Multi-Organization Confidence
In shared environments where multiple organizations interact through structured workflows, schema clarity supports mutual confidence. When both parties operate against clearly versioned structures, expectations align.
Schema versioning ensures that shared data contracts remain precise over time. Structural evolution becomes visible, and participating organizations can adapt intentionally. Structure becomes a shared language rather than an implicit assumption.
An Architectural Mindset Shift
In mutable systems, developers often treat schema updates as routine maintenance. In immutable systems, schema updates are structural events. Each version reflects a deliberate step in system evolution.
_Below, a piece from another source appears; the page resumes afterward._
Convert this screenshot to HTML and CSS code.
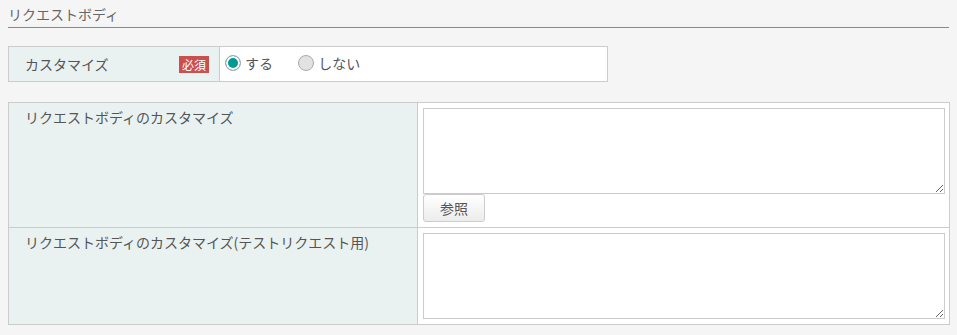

Each structural change contributes to a long-term architectural narrative. This awareness encourages:
- Thoughtful field naming
- Clear grouping through schema families
- Index planning aligned with anticipated scale
- Deployment discipline across environments
Over time, these habits compound into durable architecture.
From Database Definitions to Structural Lineage
Schema versioning transforms the role of structure within enterprise systems. Instead of serving as a background configuration, schema becomes part of the system’s temporal foundation.
When combined with immutable record storage, versioned schemas create a fully time-aware data architecture. Records evolve. Structures evolve. Both remain visible. This is how enterprises move beyond static database definitions and toward systems that preserve structural lineage alongside operational state.
Designing with schema versioning in mind is designing for continuity, clarity, and long-term integrity. Schema is just as important as data. Data captures events. Schema defines their meaning. In immutable systems, both persist. Both shape trust. Purposeful, strategic architecture at the schema layer ensures that systems remain understandable, defensible, and adaptable over time. Designing structures that evolve with intention is how enterprises build lasting integrity.